ヌード談義(続々々)

 
 画家の描くヌードには、その画家の嗜好や性癖のようなものが現われてくる。裸の女奴隷がうじゃうじゃとトルコ風呂で戯れる絵。中性的な少年が、決して媚態とは言えない微妙な微笑を投げかける絵。ヌードを描くに事欠いて、強姦や輪姦の絵すらある。
 ま、そんなのは、品性が問われるにしても、描く画家の自由に属する問題だから、とやかく言うつもりはない。

 けれど、絵が自己表現である以上、その絵には描き手の人格が現われる。しかも、性に対する価値観や両性関係には、その人の人格が最もよく現われる。
 とすれば、ヌードや性を描いた絵には、その画家のすべてが現われる、と言えなくもない。見る人が見れば、すぐに分かる。くわばらくわばら。
 ……世間じゃ、ポルノグラフィと同一視されさえするヌードだけれど、描く側としては、そう軽々しく描けるような代物じゃないと思う。

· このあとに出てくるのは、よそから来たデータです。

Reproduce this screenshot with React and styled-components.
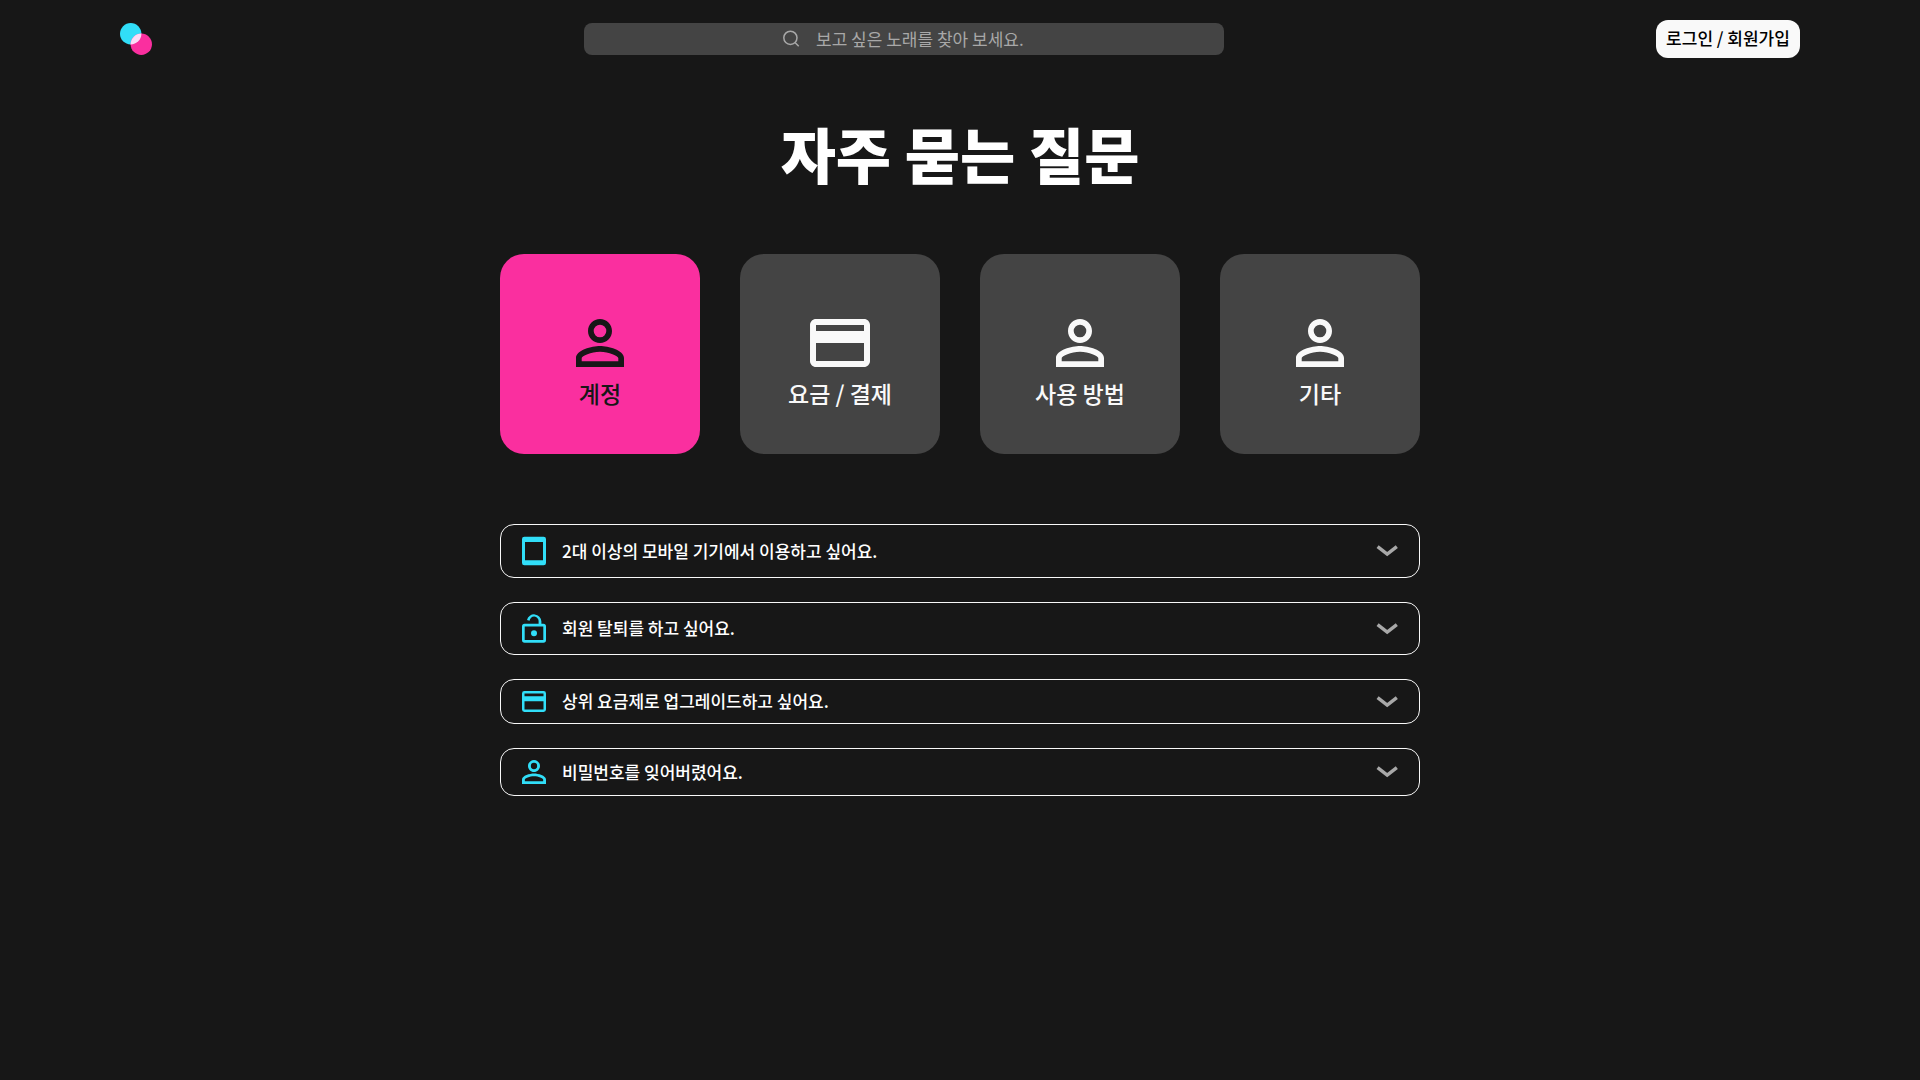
import React, { useState } from "react";
import styled, { createGlobalStyle } from "styled-components";

const GlobalStyle = createGlobalStyle`
  *, *::before, *::after { box-sizing: border-box; }
  body {
    margin: 0;
    background: #171717;
    color: #f9f9f9;
    font-family: "Noto Sans CJK KR", sans-serif;
  }
  button, input { font-family: inherit; }
`;

const Header = styled.header`
  display: flex;
  align-items: center;
  justify-content: space-between;
  padding: 20px 120px;
`;

const LogoLink = styled.a`
  display: flex;
`;

const SearchBox = styled.label`
  display: flex;
  align-items: center;
  justify-content: center;
  gap: 16px;
  width: 640px;
  height: 32px;
  border-radius: 8px;
  background: #444444;
  color: #a8a8a8;
`;

const SearchInput = styled.input`
  width: 210px;
  height: 28px;
  padding: 0 0 2px;
  border: 0;
  outline: 0;
  background: transparent;
  color: #f9f9f9;
  font-size: 17px;
  &::placeholder { color: #a8a8a8; opacity: 1; }
`;

const LoginButton = styled.button`
  width: 144px;
  height: 38px;
  padding: 0 0 3px;
  border: 0;
  border-radius: 12px;
  background: #f9f9f9;
  color: #000000;
  font-size: 17px;
  font-weight: 500;
  line-height: 24px;
  white-space: nowrap;
  cursor: pointer;
`;

const Main = styled.main`
  display: flex;
  flex-direction: column;
  align-items: center;
  padding: 31px 24px 80px;
`;

const Title = styled.h1`
  margin: 0;
  color: #ffffff;
  font-size: 60px;
  font-weight: 900;
  line-height: 88px;
`;

const Categories = styled.div`
  display: flex;
  flex-wrap: wrap;
  justify-content: center;
  gap: 40px;
  margin-top: 57px;
`;

const CategoryCard = styled.button`
  display: flex;
  flex-direction: column;
  align-items: center;
  width: 200px;
  height: 200px;
  padding: 53px 0 0;
  border: 0;
  border-radius: 24px;
  background: ${(p) => (p.$active ? "#fa2f9f" : "#444444")};
  color: ${(p) => (p.$active ? "#171717" : "#f9f9f9")};
  font-size: 23px;
  font-weight: 500;
  line-height: 28px;
  cursor: pointer;
`;

const FaqList = styled.div`
  display: flex;
  flex-direction: column;
  gap: 24px;
  width: 100%;
  max-width: 920px;
  margin-top: 70px;
`;

const FaqRow = styled.button`
  display: flex;
  align-items: center;
  gap: 16px;
  width: 100%;
  padding: 11px 21px;
  border: 1px solid #f9f9f9;
  border-radius: 14px;
  background: transparent;
  color: #ffffff;
  font-size: 17px;
  font-weight: 500;
  line-height: 19px;
  text-align: left;
  cursor: pointer;
`;

const Question = styled.span`
  flex: 1;
  padding-bottom: 2px;
`;

const Icon = styled.svg`
  display: block;
  flex: none;
`;

const Logo = () => (
  <Icon width="32" height="32" viewBox="0 0 32 32" aria-hidden="true">
    <defs>
      <clipPath id="overlap"><circle cx="10.7" cy="10.7" r="10.7" /></clipPath>
    </defs>
    <circle cx="10.7" cy="10.7" r="10.7" fill="#31def8" />
    <circle cx="21.3" cy="21.3" r="10.7" fill="#fa2f9f" />
    <circle cx="21.3" cy="21.3" r="10.7" fill="#fbdcf6" clipPath="url(#overlap)" />
  </Icon>
);

const SearchIcon = () => (
  <Icon width="18" height="18" viewBox="0 0 18 18" fill="none" stroke="currentColor" strokeWidth="1.5" aria-hidden="true">
    <circle cx="8.4" cy="7.8" r="6.6" />
    <path d="M13 12.5l3.7 3.7" />
  </Icon>
);

const personPath =
  "M12 5.9a2.1 2.1 0 1 1 0 4.2 2.1 2.1 0 0 1 0-4.2m0 9c2.97 0 6.1 1.46 6.1 2.1v1.1H5.9V17c0-.64 3.13-2.1 6.1-2.1M12 4C9.79 4 8 5.79 8 8s1.79 4 4 4 4-1.79 4-4-1.79-4-4-4zm0 9c-2.67 0-8 1.34-8 4v3h16v-3c0-2.66-5.33-4-8-4z";
const cardPath =
  "M20 4H4c-1.11 0-1.99.89-1.99 2L2 18c0 1.11.89 2 2 2h16c1.11 0 2-.89 2-2V6c0-1.11-.89-2-2-2zm0 14H4v-6h16v6zm0-10H4V6h16v2z";

const categoryIcons = { person: personPath, card: cardPath };

const CategoryIcon = ({ name }) => (
  <Icon width="72" height="72" viewBox="0 0 24 24" fill="currentColor" aria-hidden="true">
    <path d={categoryIcons[name]} />
  </Icon>
);

const faqIcons = {
  tablet: {
    viewBox: "0 0 24 30",
    height: 30,
    path: "M2.4 .7h19.2A2.4 2.4 0 0 1 24 3.1v23.8a2.4 2.4 0 0 1-2.4 2.4H2.4A2.4 2.4 0 0 1 0 26.900V3.100A2.4 2.4 0 0 1 2.400 .7zM3 6v18.200h18V6z",
  },
  lock: {
    viewBox: "0 0 24 29",
    height: 29,
    path: "M21.400 9.800H19.400V7.400a7.300 7.300 0 0 0-14.400-1.400l2.600 .8a4.500 4.500 0 0 1 9 .6v2.400H2.600A2.600 2.600 0 0 0 0 12.400v13.700a2.600 2.600 0 0 0 2.600 2.600h18.800a2.600 2.600 0 0 0 2.600-2.600V12.400a2.600 2.600 0 0 0-2.600-2.600zM21.300 26H2.700V12.500h18.600zM12 22.200a3 3 0 1 0 0-6 3 3 0 0 0 0 6z",
  },
  card: {
    viewBox: "0 0 24 21",
    height: 21,
    path: "M21.600 0H2.400A2.400 2.400 0 0 0 0 2.400v16.200a2.400 2.400 0 0 0 2.400 2.400h19.200a2.400 2.400 0 0 0 2.400-2.400V2.400A2.400 2.400 0 0 0 21.600 0zM21.500 18.500h-19V10.300h19zM21.500 5.200h-19V2.600h19z",
  },
  person: { viewBox: "4 4 16 16", height: 24, path: personPath },
};

const FaqIcon = ({ name }) => (
  <Icon width="24" height={faqIcons[name].height} viewBox={faqIcons[name].viewBox} fill="#31def8" fillRule="evenodd" aria-hidden="true">
    <path d={faqIcons[name].path} />
  </Icon>
);

const Chevron = () => (
  <Icon width="22" height="12" viewBox="0 0 22 12" fill="none" stroke="#a8a8a8" strokeWidth="3.4" aria-hidden="true">
    <path d="M1.600 1.700L11.200 9.200l9.600-7.500" />
  </Icon>
);

const categories = [
  { label: "계정", icon: "person" },
  { label: "요금 / 결제", icon: "card" },
  { label: "사용 방법", icon: "person" },
  { label: "기타", icon: "person" },
];

const questions = [
  { text: "2대 이상의 모바일 기기에서 이용하고 싶어요.", icon: "tablet" },
  { text: "회원 탈퇴를 하고 싶어요.", icon: "lock" },
  { text: "상위 요금제로 업그레이드하고 싶어요.", icon: "card" },
  { text: "비밀번호를 잊어버렸어요.", icon: "person" },
];

export default function App() {
  const [active, setActive] = useState(0);
  return (
    <>
      <GlobalStyle />
      <Header>
        <LogoLink href="#" aria-label="홈"><Logo /></LogoLink>
        <SearchBox>
          <SearchIcon />
          <SearchInput type="text" placeholder="보고 싶은 노래를 찾아 보세요." />
        </SearchBox>
        <LoginButton type="button">로그인 / 회원가입</LoginButton>
      </Header>
      <Main>
        <Title>자주 묻는 질문</Title>
        <Categories>
          {categories.map((c, i) => (
            <CategoryCard key={c.label} type="button" $active={i === active} onClick={() => setActive(i)}>
              <CategoryIcon name={c.icon} />
              {c.label}
            </CategoryCard>
          ))}
        </Categories>
        <FaqList>
          {questions.map((q) => (
            <FaqRow key={q.text} type="button">
              <FaqIcon name={q.icon} />
              <Question>{q.text}</Question>
              <Chevron />
            </FaqRow>
          ))}
        </FaqList>
      </Main>
    </>
  );
}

 かく言う私は、軽々しく描くつもりはないのに、ヌードのモデルがいなくて困っている。自分をモデルに描く場合、やっぱりポーズに限界があるもんね。
 で、坊をモデルにしようとして、引っ剥がそうとしたら、猛烈に抵抗されてしまった。

 画像は、カラヴァッジョ「勝利のキューピッド」。